Funny

30 Thoughts We All Had While Watching The Real Housewives Of Auckland

By Krysia Drecki - 14 Sep 2016

The Urban List reviews this week's episode of The Real Housewives of Auckland

The Real Housewives of Auckland take Australia on a luxury holiday to Port Douglas this week. Facing a number of crucial issues such as how many bikinis to pack, whether they should get a spray tan, and who they will share a villa with—the drama was on! Here’s what we (and we're guessing you too) were thinking.  

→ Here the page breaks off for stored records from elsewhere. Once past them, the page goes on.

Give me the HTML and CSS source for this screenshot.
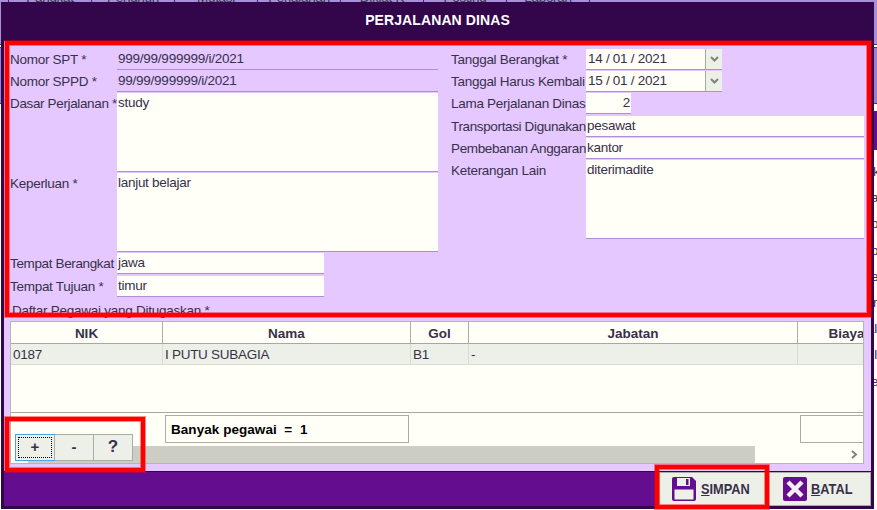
FILE: index.html
```html
<!DOCTYPE html>
<html lang="id">
<head>
<meta charset="utf-8">
<title>Perjalanan Dinas</title>
<link rel="stylesheet" href="styles.css">
</head>
<body>
<div class="backdrop">
  <div class="tabs"><span></span><span>Pangkat</span><span>Penghun</span><span>Mutasi</span><span>Perjalanan</span><span>Diklat K</span><span>Posting</span><span>Laporan</span><span></span></div>
  <div class="ribbon"></div>
  <div class="band"></div>
  <div class="gap"></div>
  <div class="strip"></div>
  <div class="list"><span class="in">k</span><span>a</span><span>p</span><span>p</span><span>e</span><span class="in">n</span><span class="out">al</span><span class="out">ul</span><span>e</span></div>
</div>

<main class="dialog">
  <header class="title">PERJALANAN DINAS</header>
  <section class="body">
    <div class="form">
      <div class="col left">
        <div class="row"><label>Nomor SPT *</label><div class="field plain">999/99/999999/i/2021</div></div>
        <div class="row"><label>Nomor SPPD *</label><div class="field plain">99/99/999999/i/2021</div></div>
        <div class="row area"><label class="tight">Dasar Perjalanan *</label><div class="field">study</div></div>
        <div class="row area"><label>Keperluan *</label><div class="field">lanjut belajar</div></div>
        <div class="row spaced"><label class="tight">Tempat Berangkat</label><div class="field place">jawa</div></div>
        <div class="row"><label>Tempat Tujuan *</label><div class="field place">timur</div></div>
        <div class="caption">Daftar Pegawai yang Ditugaskan *</div>
      </div>
      <div class="col right">
        <div class="row"><label>Tanggal Berangkat *</label><div class="field date"><span>14 / 01 / 2021</span><i><svg width="9" height="8" viewBox="0 0 9 8"><path d="M1 2 4.5 5.5 8 2" /></svg></i></div></div>
        <div class="row"><label>Tanggal Harus Kembali</label><div class="field date"><span>15 / 01 / 2021</span><i><svg width="9" height="8" viewBox="0 0 9 8"><path d="M1 2 4.5 5.5 8 2" /></svg></i></div></div>
        <div class="row spaced"><label>Lama Perjalanan Dinas</label><div class="field num">2</div></div>
        <div class="row"><label class="tight">Transportasi Digunakan</label><div class="field">pesawat</div></div>
        <div class="row"><label class="tight">Pembebanan Anggaran</label><div class="field">kantor</div></div>
        <div class="row area"><label>Keterangan Lain</label><div class="field">diterimadite</div></div>
      </div>
    </div>
    <div class="table">
      <div class="tr th"><div>NIK</div><div>Nama</div><div>Gol</div><div>Jabatan</div><div>Biaya</div></div>
      <div class="tr td"><div>0187</div><div>I PUTU SUBAGIA</div><div>B1</div><div>-</div><div></div></div>
      <div class="blank"></div>
      <div class="summary"><div class="count">Banyak pegawai&nbsp; =&nbsp; 1</div><div class="total"></div></div>
      <div class="scroll"><div class="thumb"></div><svg width="9" height="9" viewBox="0 0 9 9"><path d="M2 1 6 4.5 2 8" /></svg></div>
      <div class="tools"><button class="focus"><span>+</span></button><button>-</button><button class="help">?</button></div>
    </div>
  </section>
  <footer class="actions">
    <button class="save">
      <svg width="24" height="24" viewBox="0 0 24 24"><path d="M2 0H20L24 4V22Q24 24 22 24H2Q0 24 0 22V2Q0 0 2 0Z" fill="#650d8f"/><path d="M5 1H18V9H5Z" fill="#edf0e8"/><path d="M14 2H16.5V8H14Z" fill="#650d8f"/><path d="M2.5 12.5H21.5V22.5H2.5Z" fill="#edf0e8"/></svg>
      <span><u>S</u>IMPAN</span>
    </button>
    <button class="cancel">
      <svg width="24" height="24" viewBox="0 0 24 24"><rect width="24" height="24" rx="2" fill="#650d8f"/><path d="M5 5 19 19M19 5 5 19" stroke="#f3f0f2" stroke-width="4.4"/></svg>
      <span><u>B</u>ATAL</span>
    </button>
  </footer>
</main>
<div class="mark mark-form"></div>
<div class="mark mark-tools"></div>
<div class="mark mark-save"></div>
</body>
</html>
```
FILE: styles.css
```css
* { box-sizing: border-box; }
body {
  margin: 0;
  width: 877px;
  height: 510px;
  overflow: hidden;
  position: relative;
  background: #fff;
  color: #38304a;
  font: 13.5px/15px "Liberation Sans", Arial, sans-serif;
  letter-spacing: -.28px;
}
button { font: inherit; color: inherit; margin: 0; padding: 0; border-radius: 0; }

/* application window behind the dialog */
.backdrop { position: absolute; inset: 0; display: flex; flex-direction: column; overflow: hidden; }
.tabs { height: 2px; flex: none; display: flex; background: #a890d8; overflow: hidden; }
.tabs span { flex: none; width: 83px; height: 5px; border-right: 1px solid #650d8f; display: flex; align-items: flex-end; justify-content: center; }
.tabs span:first-child { width: 9px; }
.tabs span:last-child { border: 0; }
.ribbon { height: 42px; flex: none; background: #a890d8; }
.band { height: 60px; flex: none; background: #9a80d6; border-top: 1px solid #54306c; border-bottom: 1px solid #54306c; box-shadow: inset 0 2px #fff, inset 0 3px #54306c; }
.gap { height: 7px; flex: none; }
.strip { height: 39px; flex: none; background: #650d8f; margin-left: 1px; }
.list { display: flex; flex-direction: column; padding: 9px 0 0 871px; }
.list span { height: 26.2px; flex: none; line-height: 26px; }
.list .in { padding-left: 2px; }
.list .out { margin-left: -4px; }

.dialog {
  position: relative;
  width: 873px;
  height: 507px;
  margin: 2px 0 0 1px;
  border: 3px solid #33054b;
  border-top: 0;
  background: #e4c8ff;
  display: flex;
  flex-direction: column;
}
.title { flex: none; height: 39px; background: #33054b; color: #fff; font-weight: bold; font-size: 14px; line-height: 36px; text-align: center; letter-spacing: .1px; }
.body { flex: 1; padding: 8px 7px 0 6px; }

.form { display: flex; height: 272px; }
.col { flex: none; }
.left { width: 428px; margin-right: 13px; }
.right { width: 413px; }
.row { display: flex; height: 22px; padding-bottom: 1px; }
.row.spaced { height: 23px; padding-bottom: 2px; }
.row.area { height: 80px; }
label { position: relative; z-index: 1; flex: none; width: 107px; padding-top: 3px; white-space: nowrap; }
.right label { width: 135px; }
label.tight { letter-spacing: -.36px; }
.field { flex: 1; min-width: 0; background: #fffff8; border-bottom: 1px solid #b08cdc; padding: 2px 0 0 1px; white-space: nowrap; }
.field.plain { background: none; letter-spacing: -.24px; }
.field.place { flex: 0 0 207px; }
.field.num { flex: 0 0 45px; text-align: right; padding-right: 1px; }
.field.date { flex: 0 0 136px; display: flex; padding: 0; }
.date span { flex: 1; padding: 2px 0 0 2px; }
.date i { width: 17px; border-left: 1px solid #aaaaa2; background: #edf0e6; display: flex; align-items: center; justify-content: center; }
.date svg { fill: none; stroke: #80837a; stroke-width: 2; }
.caption { padding: 5px 0 0 2px; letter-spacing: -.25px; }

.table { position: relative; width: 854px; height: 143px; background: #fffff8; border: 1px solid #b4b7ae; overflow: hidden; display: flex; flex-direction: column; }
.tr { flex: none; display: grid; grid-template-columns: 152px 248px 58px 329px 98px; }
.tr > div { border-right: 1px solid #aaada4; }
.th { height: 22px; border-bottom: 1px solid #a6a9a0; font-weight: bold; text-align: center; line-height: 23px; letter-spacing: 0; }
.td { height: 21px; background: #edf0e8; border-bottom: 1px solid #d8ddd2; line-height: 21px; }
.td > div { padding-left: 2px; border-color: #d8ddd2; }
.blank { flex: none; height: 48px; border-bottom: 1px solid #a6a9a0; }
.summary { flex: none; height: 33px; padding: 2px 0 3px 154px; display: flex; gap: 391px; color: #000; font-weight: bold; }
.count { flex: none; width: 244px; border: 1px solid #aaada4; padding: 6px 0 0 5px; letter-spacing: .05px; }
.total { flex: none; width: 90px; border: 1px solid #aaada4; }
.scroll { flex: none; height: 17px; display: flex; align-items: center; padding-left: 17px; }
.thumb { width: 727px; height: 17px; background: #cccec5; margin-right: 95px; }
.scroll svg { fill: none; stroke: #80837a; stroke-width: 2; }
.tools { position: absolute; left: 4px; top: 112px; display: flex; width: 118px; height: 27px; }
.tools button { flex: none; width: 39px; background: #edf0e8; border: 1px solid #aaada4; border-left-width: 0; padding-bottom: 2px; font-weight: bold; font-size: 15px; line-height: 20px; display: flex; align-items: center; justify-content: center; }
.tools .focus { width: 40px; border: 1px solid #4aa3df; border-right-color: #aaada4; padding: 2px; }
.tools .help { font-size: 17px; }
.focus span { flex: 1; height: 21px; border: 1px dotted #000; line-height: 18px; }

.actions { flex: none; height: 35px; border-top: 1px solid #33054b; background: #650d8f; display: flex; justify-content: flex-end; }
.actions button { height: 34px; border: 1px solid #aaada4; background: #edf0e6; display: flex; align-items: center; gap: 5px; font-weight: bold; font-size: 14px; letter-spacing: 0; }
.actions span { transform-origin: left; transform: scaleX(.915); }
.actions .save { width: 108px; padding-left: 12px; }
.actions .cancel { width: 104px; padding-left: 15px; gap: 4px; }

/* red highlight frames */
.mark { position: absolute; border: 4px solid #f00; box-shadow: 0 0 0 1px #ff000070, inset 0 0 0 1px #ff000070; pointer-events: none; }
.mark-form { left: 5px; top: 41px; width: 866px; height: 276px; }
.mark-tools { left: 5px; top: 417px; width: 140px; height: 55px; }
.mark-save { left: 655px; top: 465px; width: 114px; height: 44px; }
```
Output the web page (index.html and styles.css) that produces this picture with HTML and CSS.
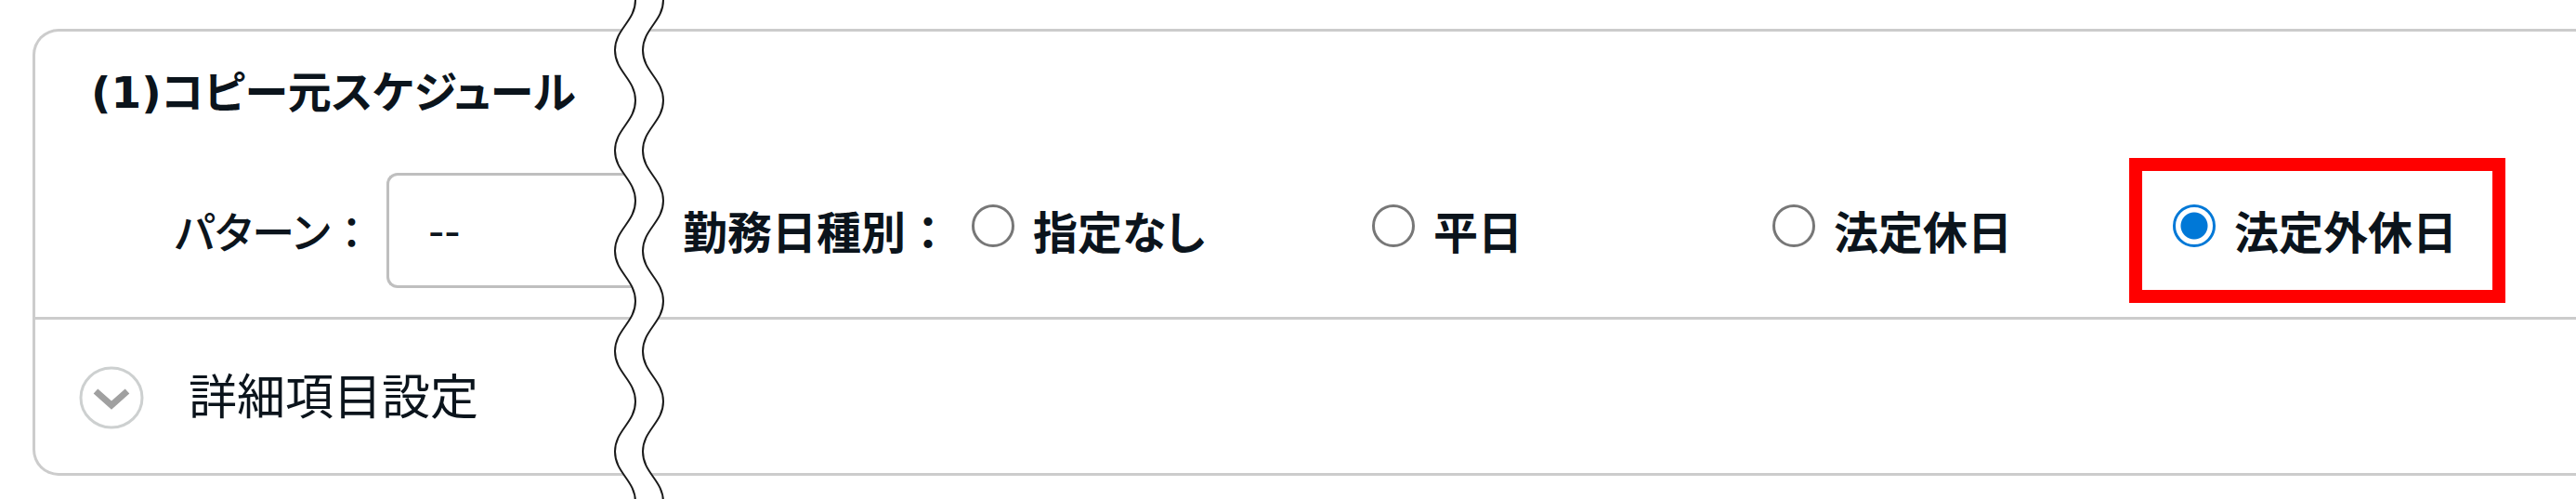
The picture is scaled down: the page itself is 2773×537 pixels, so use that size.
FILE: index.html
```html
<!DOCTYPE html>
<html lang="ja">
<head>
<meta charset="utf-8">
<title>コピー元スケジュール</title>
<link rel="stylesheet" href="styles.css">
</head>
<body>
<main class="page">
  <section class="card">
    <div class="card-main">
      <h2 class="card-title">(1)コピー元スケジュール</h2>
      <div class="fields">
        <div class="pattern">
          <label class="label" for="pattern">パターン<span class="colon">：</span></label>
          <select class="select" id="pattern"><option>--</option></select>
        </div>
        <div class="daytype" role="radiogroup" aria-labelledby="daytype-label">
          <span class="label" id="daytype-label">勤務日種別<span class="colon">：</span></span>
          <div class="options">
            <label class="option"><input class="radio" type="radio" name="daytype"><span class="option-text">指定なし</span></label>
            <label class="option"><input class="radio" type="radio" name="daytype"><span class="option-text">平日</span></label>
            <label class="option"><input class="radio" type="radio" name="daytype"><span class="option-text">法定休日</span></label>
            <label class="option option-marked"><input class="radio" type="radio" name="daytype" checked><span class="option-text">法定外休日</span></label>
          </div>
        </div>
      </div>
    </div>
    <div class="details">
      <button class="toggle" type="button">
        <svg class="toggle-icon" viewBox="0 0 70 68" aria-hidden="true">
          <ellipse cx="35" cy="34" rx="33" ry="32" fill="#fff" stroke="#cdd0d0" stroke-width="3"/>
          <path d="M18 27 L35 42 L52 27" fill="none" stroke="#a0a0a0" stroke-width="7"/>
        </svg>
        <span>詳細項目設定</span>
      </button>
    </div>
  </section>
  <svg class="tear" aria-hidden="true">
    <defs>
      <pattern id="wave" width="54" height="108" patternUnits="userSpaceOnUse">
        <path d="M23 0C23 23 1 31 1 54S23 85 23 108H53C53 85 31 77 31 54S53 23 53 0Z" fill="#fff"/>
        <path d="M23 -1V0C23 23 1 31 1 54S23 85 23 108V109M53 -1V0C53 23 31 31 31 54S53 85 53 108V109" fill="none" stroke="#1a1a1a" stroke-width="2"/>
      </pattern>
    </defs>
    <rect width="54" height="100%" fill="url(#wave)"/>
  </svg>
</main>
</body>
</html>
```
FILE: styles.css
```css
* {
  box-sizing: border-box;
}

body {
  margin: 0;
  background: #fff;
  color: #0b141c;
  font-family: "DejaVu Sans", "Noto Sans CJK JP", sans-serif;
  font-size: 48px;
  line-height: 60px;
  font-feature-settings: "palt";
}

.page {
  position: relative;
  min-height: 100vh;
  padding: 31px 0 24px 35px;
  overflow: hidden;
}

.card {
  border: 3px solid #ccc;
  border-right: 0;
  border-radius: 28px 0 0 28px;
}

.card-main {
  padding: 36px 0 15px 60px;
  border-bottom: 3px solid #ccc;
}

.card-title {
  margin: 0 0 40px;
  font-size: 47px;
  font-weight: 700;
  line-height: 60px;
}

.fields {
  display: flex;
  align-items: center;
}

.pattern {
  display: flex;
  align-items: center;
  width: 592px;
}

.label {
  display: flex;
  align-items: center;
  padding-top: 6px;
  font-weight: 700;
  white-space: nowrap;
}

.pattern .label {
  flex: 1;
  padding-left: 90px;
  font-size: 46px;
  font-weight: 500;
}

.colon {
  width: 48px;
  font-feature-settings: normal;
  text-align: center;
}

.pattern .colon {
  width: 40px;
}

.select {
  width: 274px;
  height: 124px;
  padding: 0 0 0 42px;
  border: 3px solid #bfbfbf;
  border-right: 0;
  border-radius: 12px 0 0 12px;
  background: #fff;
  color: inherit;
  font: inherit;
  appearance: none;
}

.daytype {
  display: flex;
  align-items: center;
  padding-left: 45px;
}

.daytype > .label {
  width: 264px;
}

.options {
  display: grid;
  grid-template-columns: repeat(4, 431px);
  align-items: center;
}

.option {
  display: flex;
  align-items: center;
  gap: 20px;
  justify-self: start;
  height: 156px;
  padding: 0 38px 0 33px;
  border: 14px solid transparent;
  font-weight: 700;
  white-space: nowrap;
}

.option-marked {
  border-color: #f00;
}

.option-text {
  padding-top: 6px;
}

.radio {
  width: 46px;
  height: 46px;
  margin: 0 0 10px;
  border: 3px solid #777;
  border-radius: 50%;
  background: #fff;
  appearance: none;
}

.radio:checked {
  border-color: #0078d7;
  background: radial-gradient(circle, #0078d7 14px, #fff 15px);
}

.details {
  padding: 50px 0 47px 47px;
}

.toggle {
  display: flex;
  align-items: center;
  gap: 48px;
  padding: 0;
  border: 0;
  background: none;
  color: inherit;
  font: inherit;
  font-size: 52px;
}

.toggle-icon {
  width: 70px;
  height: 68px;
}

.tear {
  position: absolute;
  top: 0;
  left: 661px;
  width: 54px;
  height: 100%;
}
```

1.    How has it been a week since the last episode? I swear that was just yesterday. 
2.    Ah, the drama of packing for an overseas trip. 
3.    Isn’t it amazing how packing with a friend always turns into a juicy gossip session?
4.    Are you trying to kill someone with those studded heels? 
 
5.    Angela—the ‘realest’ person to write a book about being real. Come on, really? 
6.     ‘Lay by the pool, drink cocktails and gossip’—the ultimate girls getaway. 
7.    Apparently people in Mongolia have heads double the normal size, at least according to one housewife. 
8.    Anne: ‘Botox—that’s not happening.’ I think it may have already happened honey. 
9.    Excuse me Anne, I’m twenty-three and would like to think I still have a few bikini years left in me. 


10.    Don’t get me wrong Julia, your body looks great girlfriend. But where’s the modesty? 
 
11.    When you can’t decide what bikini to take so you take all of them. 
12.    Julia the ‘peacekeeper’? Let’s see how that rolls out. 
13.    Did the housewives really expect their own individual three-bedroom villas?
14.     Does anyone know what Angela’s actual business is? That she needs a PA for?
15.    Oh, hold that. She’s a ‘life stylist’. Because that an actual profession. 
16.    What the ef is going on with Angela’s nail? 
 
17.    Seriously, what kind of manicure is this!? 
 
18.    How cute is Rohan? 
 
19.    Remind me, why does a twelve-year-old boy need to be quizzed on how to hold a champagne flute?
20.    Did he say $500 for a box of tea!?
21.    Was anyone else honestly scared for Rohan’s life when he answered the cutlery etiquette question wrong? 
22.    Who talks to their twelve-year-old nephew about their sex life? This conversation is all sorts of inappropriate.  
23.    Because everyone wears a sparkly, sequined dress on a tropical holiday. 
 
24.    Ah the excitement of shot-gunning the best room. It can make or break a holiday. 
25.    Leah could’ve used a spray tan herself. 
26.    Are they lips on her shoes? 
 
27.    Isn’t the game called ‘Never have I ever’?
28.    I hope I still play drinking games with my friends when I’m their age. 
29.    Apparently affairs don’t count when your seventeen years old. So when do they count Anne? 
30.    Still waiting on one of my friends to organise a yacht charter or helicopter trip for our friend group. Will this day ever come?